To counter this criticism, it must be recognized that Michaud does not intentionally accept pure and simple aesthetic judgments made by competent social groups (26). In one particular society, for example, men revere Jeff Koons. In another, they recognize only impressionist works. It then becomes a fact that there is a sharing of canons between different groups, but this distinction mastered by the sociologist does not constitute a problem for philosophical reflection. In its noble form, this position takes the diversity of contemporary art in general as an immeasurable act and, therefore, it departs from the nature of aesthetics. Conversely, Michaud evokes the questions concerning the consensus within the world of art at a time of the disappearance or the invisibility of legitimate aesthetic criteria.
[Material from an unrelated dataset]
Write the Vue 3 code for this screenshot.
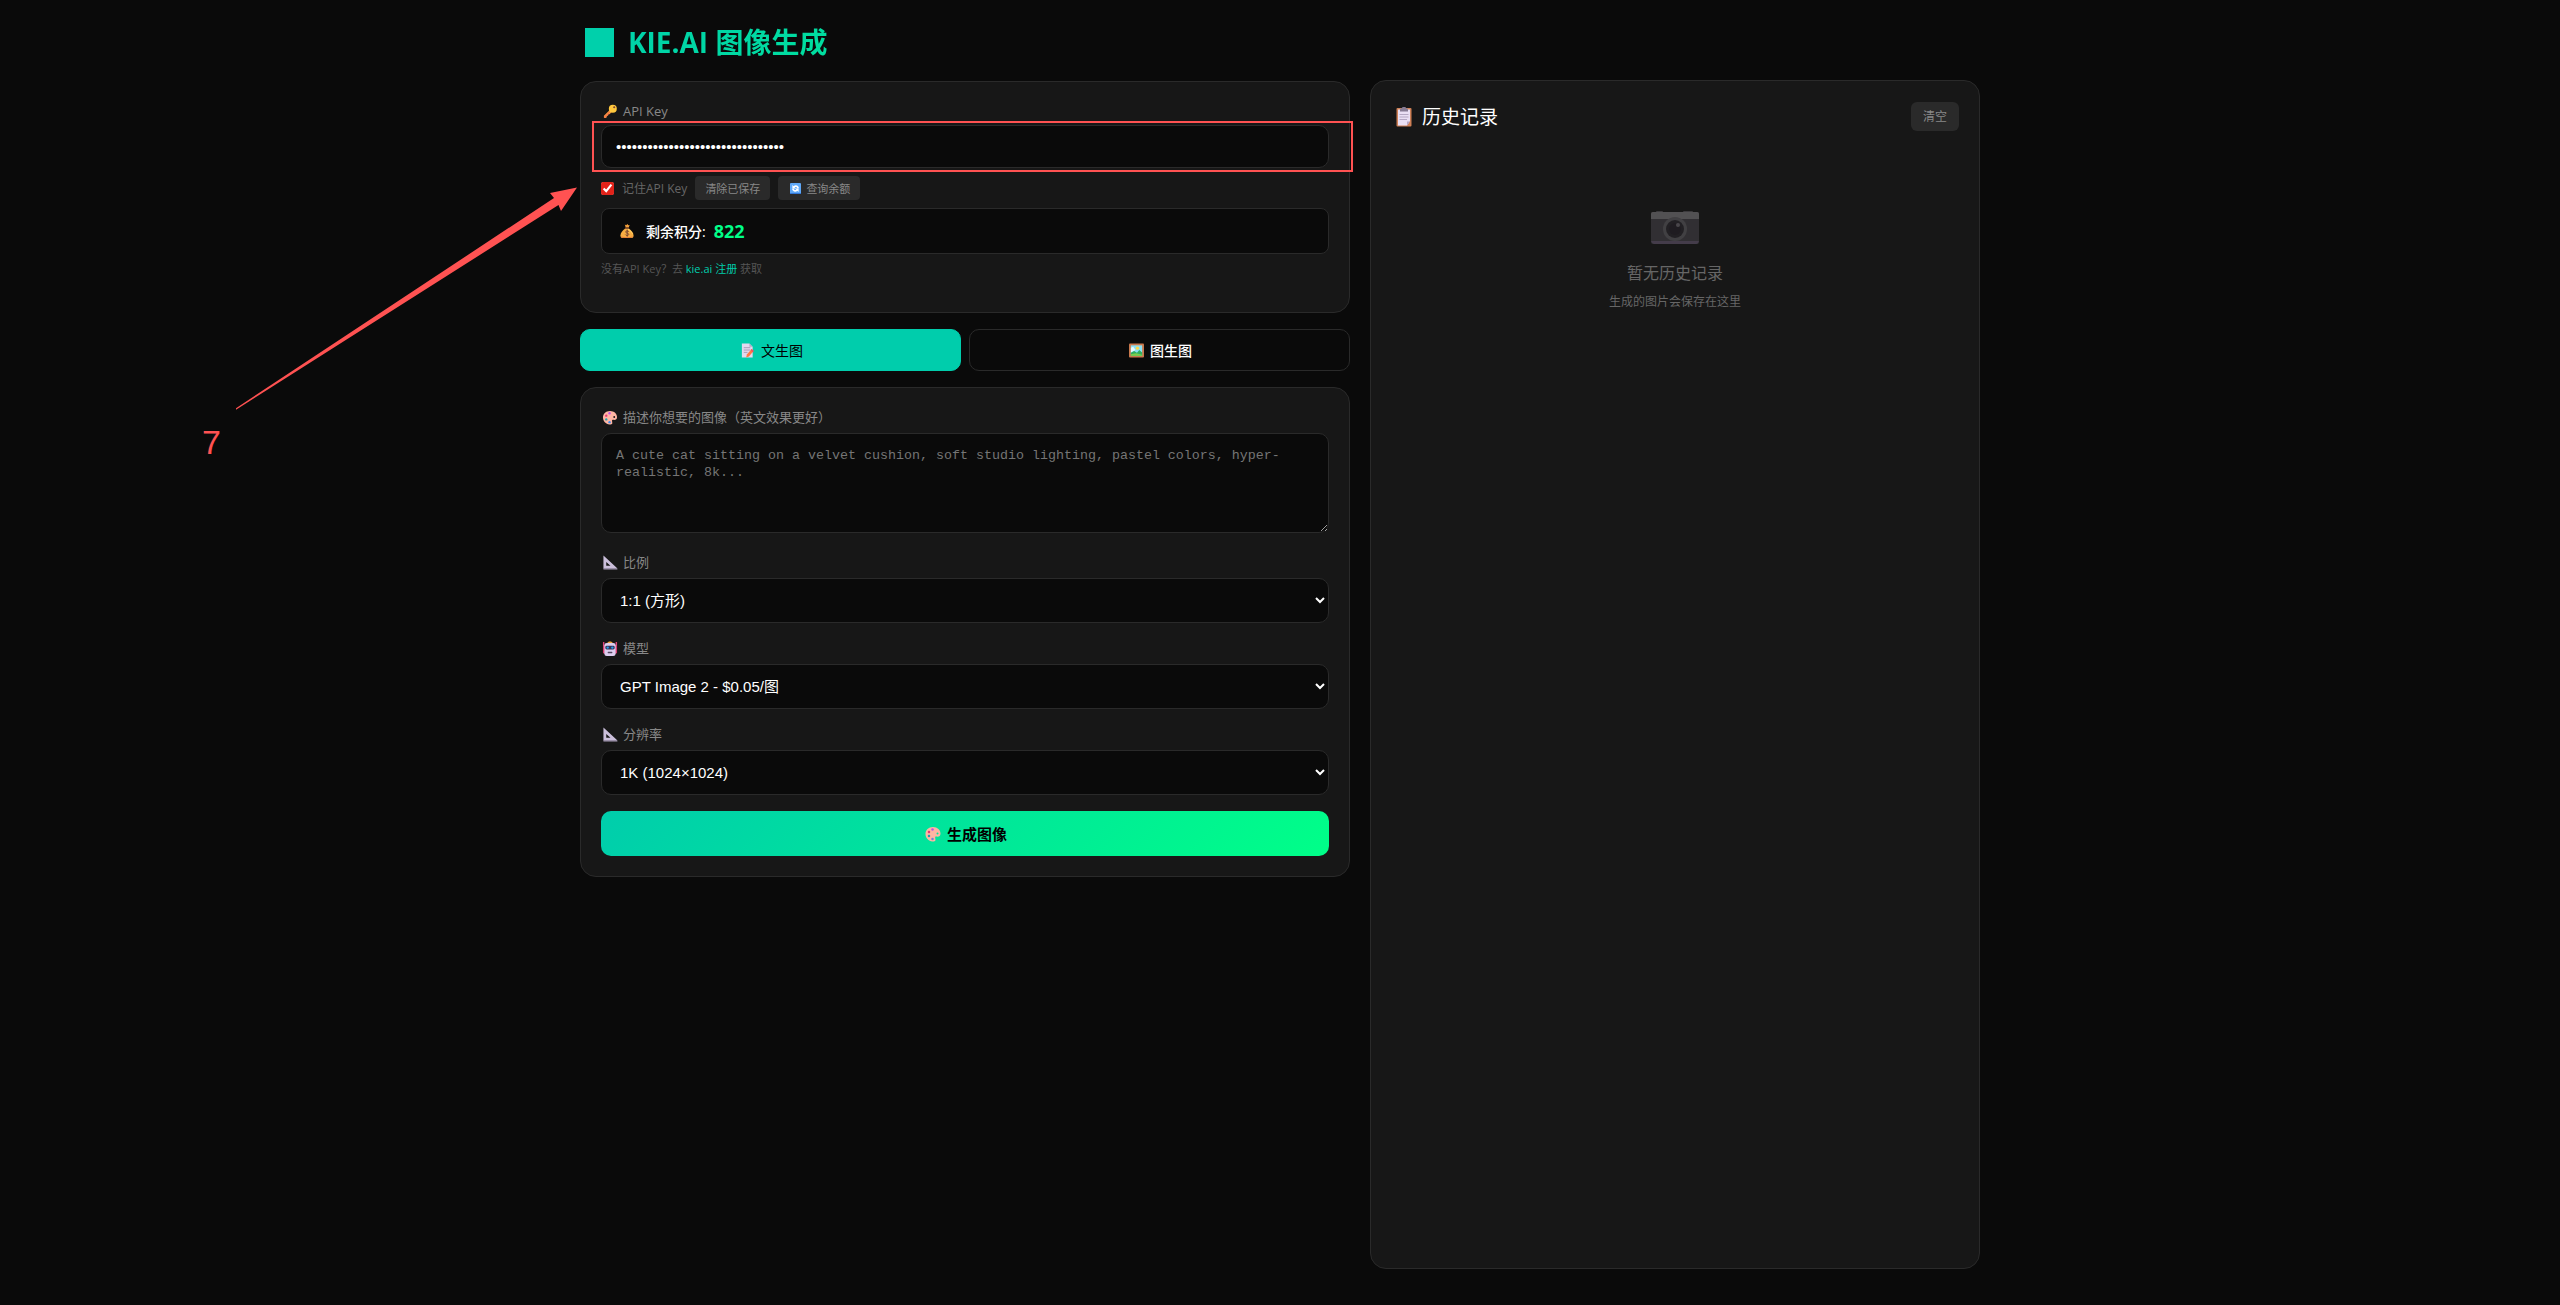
<template>
  <div class="page">
    <div class="container">
      <!-- 步骤标注 -->
      <svg class="arrow" viewBox="0 0 344 224" aria-hidden="true">
        <path d="M0 222.200 L318 12 L314 7 L341 1.500 L325 25 L322.500 19 L0 223.800 Z" fill="#ff5252" />
      </svg>
      <div class="step">7</div>

      <main class="main">
        <h1><span class="logo"></span>KIE.AI 图像生成</h1>

        <section class="card key-card">
          <label class="label label-key" for="apiKey">
            <svg class="icon" viewBox="0 0 32 32">
              <path d="M17 11 L3 25 L3 29 L7 30 L9 28 L9 25 L12 25 L12 22 L15 22 L21 16 Z" fill="#f79a3c" />
              <circle cx="22" cy="10" r="8.500" fill="#ffc83d" />
              <circle cx="25" cy="7" r="2.300" fill="#7d4533" />
              <path d="M3 29 L5 30 L17 18 L15 16 L3 27 Z" fill="#f9774a" />
            </svg>
            API Key
          </label>
          <div class="key-field">
            <input id="apiKey" v-model="apiKey" class="control" type="password" autocomplete="off" />
          </div>
          <div class="key-actions">
            <input id="remember" v-model="remember" type="checkbox" />
            <label for="remember">记住API Key</label>
            <button class="btn-small" type="button" @click="clearKey">清除已保存</button>
            <button class="btn-small" type="button">
              <svg class="icon-small" viewBox="0 0 32 32">
                <rect width="32" height="32" rx="3" fill="#5fa8f7" />
                <rect y="29" width="32" height="3" fill="#3277d8" />
                <path d="M7 6 V16 H17 L13.500 12.500 C17 10 20 12 21 15 H26 C25 7 16 4 10.500 9.500 Z M25 26 V16 H15 L18.500 19.500 C15 22 12 20 11 17 H6 C7 25 16 28 21.500 22.500 Z" fill="#fff" />
              </svg>
              查询余额
            </button>
          </div>
          <div class="balance">
            <svg class="icon-bag" viewBox="0 0 32 32">
              <path d="M11 1 L14 3 L17 0 L19 3 L22 2 L20 8 H13 Z" fill="#f5a13c" />
              <path d="M12 10 H20 C26 14 31 20 31 26 C31 30 29 32 25 32 H7 C3 32 1 30 1 26 C1 20 6 14 12 10 Z" fill="#f8ad43" />
              <path d="M18 10 C25 14 29 19 30 24 C27 22 25 17 18 13 Z" fill="#ffd567" />
              <path d="M3 28 C9 31 23 31 29 28 C28 32 25 32 25 32 H7 C5 32 3 30 3 28 Z" fill="#e17a38" />
              <rect x="11" y="8" width="10" height="3" rx="1" fill="#8b5131" />
              <path d="M20 18 C19 15 13 15 13 18 C13 22 20 20 20 24 C20 27 13 27 12 24 M16.500 13 V29" fill="none" stroke="#7c4932" stroke-width="2.200" />
            </svg>
            <span class="balance-label">剩余积分:</span>
            <strong>{{ credits }}</strong>
          </div>
          <p class="hint">没有API Key？去 <a href="#">kie.ai 注册</a> 获取</p>
        </section>

        <div class="tabs">
          <button type="button" :class="{ active: mode === 'text' }" @click="mode = 'text'">
            <svg class="icon-tab" viewBox="0 0 32 32">
              <path d="M4 1 H20 L27 8 V31 H4 Z" fill="#e3d8ef" />
              <path d="M20 1 V8 H27 Z" fill="#b6aac6" />
              <path d="M8 10 H22 M8 15 H22 M8 20 H16" stroke="#a79bb6" stroke-width="2" />
              <path d="M25 13 L29 17 L19 29 L13 31 L15 24 Z" fill="#ff7944" />
              <path d="M25 13 L29 17 L27 20 L23 15 Z" fill="#ef5068" />
            </svg>
            文生图
          </button>
          <button type="button" :class="{ active: mode === 'image' }" @click="mode = 'image'">
            <svg class="icon-tab" viewBox="0 0 32 32">
              <rect y="1" width="32" height="30" rx="2" fill="#c9794d" />
              <rect x="4" y="5" width="24" height="22" fill="#8be1f5" />
              <circle cx="18" cy="11" r="3.500" fill="#ffda4a" />
              <path d="M4 10 L9 8 L14 15 L4 20 Z" fill="#e6fbff" />
              <path d="M4 21 L11 17 L17 21 L22 15 L28 20 V27 H4 Z" fill="#2fae62" />
              <path d="M4 24 L15 22 L28 25 V27 H4 Z" fill="#7bcf4c" />
            </svg>
            图生图
          </button>
        </div>

        <section class="card">
          <label class="label" for="prompt">
            <svg class="icon" viewBox="0 0 32 32">
              <path :d="palettePath" fill="#ffb5a3" fill-rule="evenodd" />
              <circle cx="8" cy="12" r="2.500" fill="#e63974" />
              <circle cx="15" cy="7" r="2.500" fill="#bd52e8" />
              <circle cx="8" cy="20" r="2.500" fill="#22a3ad" />
              <circle cx="15" cy="26" r="2.500" fill="#3e8df0" />
            </svg>
            描述你想要的图像（英文效果更好）
          </label>
          <textarea
            id="prompt"
            v-model="prompt"
            placeholder="A cute cat sitting on a velvet cushion, soft studio lighting, pastel colors, hyper-realistic, 8k..."
          ></textarea>

          <div v-for="field in fields" :key="field.id" class="field">
            <label class="label" :for="field.id">
              <svg v-if="field.icon === 'ruler'" class="icon" viewBox="0 0 32 32">
                <path d="M2 1 L32 29 H2 Z M8 15 V23 H17 Z" fill="#cbbfdb" fill-rule="evenodd" />
                <path d="M2 28 H31 L32 31 H2 Z" fill="#aa9dba" />
              </svg>
              <svg v-else class="icon" viewBox="0 0 32 32">
                <path d="M1 2 H4 V12 H1 Z M28 2 H31 V12 H28 Z" fill="#e3447a" />
                <rect x="1" y="10" width="30" height="17" rx="3" fill="#d63d72" />
                <path d="M10 5 C11 0 21 0 22 5 Z" fill="#f2a63b" />
                <rect x="4" y="4" width="24" height="28" rx="5" fill="#dccdee" />
                <rect x="6" y="10" width="20" height="8" rx="3" fill="#343154" />
                <circle cx="11" cy="14" r="2.500" fill="#259de8" />
                <circle cx="21" cy="14" r="2.500" fill="#259de8" />
                <rect x="11" y="23" width="10" height="3" rx="1" fill="#51465f" />
              </svg>
              {{ field.label }}
            </label>
            <select :id="field.id" v-model="field.value" class="control">
              <option v-for="option in field.options" :key="option">{{ option }}</option>
            </select>
          </div>

          <button class="btn-generate" type="button">
            <svg class="icon-generate" viewBox="0 0 32 32">
              <path :d="palettePath" fill="#ffb5a3" fill-rule="evenodd" />
              <circle cx="8" cy="12" r="2.500" fill="#e63974" />
              <circle cx="15" cy="7" r="2.500" fill="#bd52e8" />
              <circle cx="8" cy="20" r="2.500" fill="#22a3ad" />
              <circle cx="15" cy="26" r="2.500" fill="#6f83d4" />
            </svg>
            生成图像
          </button>
        </section>
      </main>

      <aside class="card history">
        <div class="history-header">
          <h2>
            <svg class="icon-history" viewBox="0 0 32 40">
              <rect x="1" y="2" width="30" height="37" rx="2" fill="#cf8056" />
              <path d="M4 5 H28 V28 L22 37 H4 Z" fill="#e9dff4" />
              <path d="M22 37 V29 H28 Z" fill="#b6a7c8" />
              <path d="M12 2 C12 -1 20 -1 20 2 L24 4 V9 H8 V4 Z" fill="#867b93" />
              <path d="M7 15 H25 M7 20 H25 M7 25 H22" stroke="#b5a8c4" stroke-width="2" />
            </svg>
            历史记录
          </h2>
          <button class="btn-clear" type="button">清空</button>
        </div>
        <div class="empty">
          <svg class="camera" viewBox="0 0 48 34" aria-hidden="true">
            <rect x="5" y="0" width="7" height="4" rx="1" fill="#8b858f" />
            <rect x="32" y="0" width="10" height="4" rx="1" fill="#8b858f" />
            <rect y="1" width="48" height="32" rx="2" fill="#68636e" />
            <path d="M2 1 H46 Q48 1 48 3 V8 H0 V3 Q0 1 2 1 Z" fill="#d0ccd2" />
            <path d="M0 30 H48 L47 32 Q46 33 45 33 H3 Q1 33 0 30 Z" fill="#a28bb7" />
            <circle cx="24" cy="18" r="12" fill="#9b969f" />
            <circle cx="24" cy="18" r="9" fill="#3c3540" />
            <circle cx="24" cy="18" r="6" fill="#302936" />
            <ellipse cx="27" cy="14" rx="2" ry="2" fill="#b4abb9" />
          </svg>
          <p>暂无历史记录</p>
          <small>生成的图片会保存在这里</small>
        </div>
      </aside>
    </div>
  </div>
</template>

<script setup>
import { ref } from 'vue'

const apiKey = ref('0'.repeat(32))
const remember = ref(true)
const credits = ref(822)
const mode = ref('text')
const prompt = ref('')

const fields = ref([
  { id: 'ratio', icon: 'ruler', label: '比例', value: '1:1 (方形)', options: ['1:1 (方形)'] },
  { id: 'model', icon: 'robot', label: '模型', value: 'GPT Image 2 - $0.05/图', options: ['GPT Image 2 - $0.05/图'] },
  { id: 'resolution', icon: 'ruler', label: '分辨率', value: '1K (1024×1024)', options: ['1K (1024×1024)'] }
])

const palettePath = 'M16 2 C25 2 31 8 31 15 C31 21 27 22 22 21 C19 21 21 25 21 28 C21 30 18 31 15 31 C7 30 1 24 1 16 C1 8 7 2 16 2 Z M25 13 A2 2 0 1 0 25 17 A2 2 0 1 0 25 13 Z'

function clearKey() {
  apiKey.value = ''
  remember.value = false
}
</script>

<style>
body {
  margin: 0;
  background: #0a0a0a;
}
</style>

<style scoped>
* {
  box-sizing: border-box;
}
.page {
  min-height: 100vh;
  background: #0a0a0a;
  color: #fff;
  font-family: "Open Sans", "Noto Sans CJK SC", sans-serif;
  overflow-x: hidden;
}
.container {
  position: relative;
  max-width: 1400px;
  margin: 0 auto;
  display: grid;
  grid-template-columns: 77fr 61fr;
  gap: 20px;
  align-items: start;
}
h1,
h2,
p {
  margin: 0;
}
h1 {
  display: flex;
  align-items: center;
  gap: 14px;
  padding: 22px 0 19px 5px;
  font-size: 28px;
  line-height: 40px;
  font-weight: 700;
  background: linear-gradient(135deg, #00cdac, #00ff88);
  background-clip: text;
  -webkit-background-clip: text;
  color: transparent;
}
.logo {
  width: 29px;
  height: 29px;
  background: #00d0ab;
}
.card {
  background: #171717;
  border: 1px solid #2a2a2a;
  border-radius: 16px;
  padding: 20px;
}
.label {
  display: flex;
  align-items: center;
  gap: 4px;
  margin-bottom: 6px;
  font-size: 13px;
  line-height: 19px;
  color: #888;
}
.label-key {
  margin-bottom: 4px;
}
.icon {
  width: 18px;
  height: 15px;
}
.control {
  display: block;
  width: 100%;
  height: 45px;
  padding: 0 14px;
  border: 1px solid #2a2a2a;
  border-radius: 10px;
  background: #0a0a0a;
  color: #fff;
  font-family: "Liberation Sans", "Noto Sans CJK SC", sans-serif;
  font-size: 15px;
}
.key-field {
  position: relative;
}
.key-field .control {
  height: 43px;
}
.key-field::after {
  content: "";
  position: absolute;
  inset: -4px -24px -4px -9px;
  border: 2px solid #ff5252;
  pointer-events: none;
}
.key-actions {
  display: flex;
  align-items: center;
  gap: 8px;
  margin: 8px 0;
  font-size: 12px;
  color: #666;
}
.key-actions input {
  width: 13px;
  height: 13px;
  margin: 0;
  accent-color: #e2231a;
}
button {
  font-family: inherit;
  cursor: pointer;
}
.btn-small {
  display: flex;
  align-items: center;
  gap: 5px;
  height: 24px;
  padding: 0 10px;
  border: 0;
  border-radius: 4px;
  background: #2a2a2a;
  color: #888;
  font-size: 11px;
}
.icon-small {
  width: 11px;
  height: 11px;
  margin-left: 2px;
}
.balance {
  display: flex;
  align-items: center;
  height: 46px;
  padding: 0 18px;
  border: 1px solid #2a2a2a;
  border-radius: 8px;
  background: #0a0a0a;
}
.icon-bag {
  width: 14px;
  height: 16px;
}
.balance-label {
  margin: 0 8px 0 12px;
  font-size: 14px;
  font-weight: 500;
}
.balance strong {
  color: #00ff88;
  font-size: 18px;
}
.hint {
  margin: 7px 0 15px;
  font-size: 11px;
  line-height: 16px;
  color: #555;
}
.hint a {
  color: #00cdac;
  text-decoration: none;
}
.tabs {
  display: flex;
  gap: 8px;
  margin: 16px 0;
}
.tabs button {
  flex: 1;
  display: flex;
  align-items: center;
  justify-content: center;
  gap: 6px;
  height: 42px;
  border: 1px solid #2a2a2a;
  border-radius: 10px;
  background: #0a0a0a;
  color: #fff;
  font-size: 14px;
  font-weight: 500;
}
.tabs .active {
  background: #00cdac;
  border-color: #00cdac;
  color: #000;
  font-weight: 400;
}
.icon-tab {
  width: 15px;
  height: 15px;
  margin-left: 2px;
}
textarea {
  display: block;
  width: 100%;
  height: 100px;
  padding: 13px 14px;
  border: 1px solid #2a2a2a;
  border-radius: 10px;
  background: #0a0a0a;
  color: #fff;
  font-family: "Liberation Mono", monospace;
  line-height: 17px;
  resize: vertical;
}
textarea::placeholder {
  color: #757575;
}
.field {
  margin: 16px 0;
}
textarea + .field {
  margin-top: 20px;
}
.btn-generate {
  display: flex;
  align-items: center;
  justify-content: center;
  gap: 6px;
  width: 100%;
  height: 45px;
  border: 0;
  border-radius: 10px;
  background: linear-gradient(135deg, #00cdac, #00ff88);
  color: #000;
  font-size: 15px;
  font-weight: 700;
}
.icon-generate {
  width: 16px;
  height: 16px;
  margin-left: 2px;
}
.history {
  margin-top: 80px;
  min-height: calc(100vh - 116px);
}
.history-header {
  display: flex;
  align-items: center;
  justify-content: space-between;
}
h2 {
  display: flex;
  align-items: center;
  gap: 10px;
  padding: 2px 0 0 5px;
  font-size: 19px;
  line-height: 28px;
  font-weight: 400;
}
.icon-history {
  width: 16px;
  height: 20px;
}
.btn-clear {
  height: 29px;
  padding: 0 12px;
  border: 0;
  border-radius: 6px;
  background: #2a2a2a;
  color: #888;
  font-size: 12px;
}
.empty {
  display: flex;
  flex-direction: column;
  align-items: center;
  padding-top: 80px;
  color: #666;
}
.camera {
  width: 48px;
  height: 34px;
  margin-bottom: 16px;
  opacity: 0.32;
}
.empty p {
  font-size: 16px;
  line-height: 24px;
}
.empty small {
  margin-top: 8px;
  font-size: 12px;
  line-height: 18px;
}

/* 标注层 */
.arrow {
  position: absolute;
  top: 186px;
  left: -344px;
  width: 344px;
  height: 224px;
}
.step {
  position: absolute;
  top: 422px;
  left: -378px;
  color: #ff5252;
  font-family: "Liberation Sans", sans-serif;
  font-size: 34px;
  line-height: 40px;
}
</style>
His project is to find universal ways in which man can share experience among different societies and cultures. Even if Michaud sometimes omits concrete case analysis, he shows us a theoretical path that allows us to adapt his aesthetic discourse to the unprecedented situation. In the next chapter, I will therefore try to develop his idea of the aesthetics of pluralism from the particular examples. It is a diagram of unity and homogeneity of the art of “anything” in its practical application.
References:
(1) Yves MICHAUD, Critères esthétique et jugement de goût, op. cit., p.8.
(2) Christian Boltanski, Reliquaire, les Linges, 1996.
(3) Christo et Jeanne-Claude, Surrounded Islands, 1983. See http://christojeanneclaude.net/mobile/projects?p=surrounded-islands#.VJFv-NLF9Zo.
(4) Yves MICHAUD, Critères esthétique et jugement de goût, op. cit., p.51.
(5) Ibid. 10.
(6) Ibid. 28.
(7) Ibid. 26.
(8) Yves MICHAUD, Critères esthétique et jugement de goût, op. cit., 18.
(9) Jeff Koons, Tulips, 1995-2004, Guggenheim Bilbao Museoa. Voir http://europaenfotos.com/vizcaya/pho_bilbo_16.html.
(10) Yves MICHAUD, Critères esthétique et jugement de goût, op. cit., p.38.
(11) Ibid. 40.
(12) Ibid. 39.
(13) Ibid. 46.
(14) Yves MICHAUD, Critères esthétique et jugement de goût, op. cit., 41.
(15) Ibid. 89.
(16) Ibid. 20.
(17) Ibid. 32.
(18) It is about Personnes de Boltanski (2010) and Les Deux Plateaux de Daniel Buren (1985-1986).
(19) Yves MICHAUD, Critères esthétique et jugement de goût, op. cit., p. 91-92.
(20) Ibid.
(21) I compare an artwork by Edvard Munch The Scream (1893) with an artwork of Joseph Beuys Tisch mit Aggregat (1958–85).
(22) Yves MICHAUD, Critères esthétique et jugement de goût, op. cit., 93-95.
(23) Ibid.
(24) Marc JIMENEZ, La Querelle de l’art contemporain, op. cit., p. 235-236.
(25) Ibid. p. 236.
(26) Yves MICHAUD, Critères esthétiques et jugement de goût, op. cit., p.57.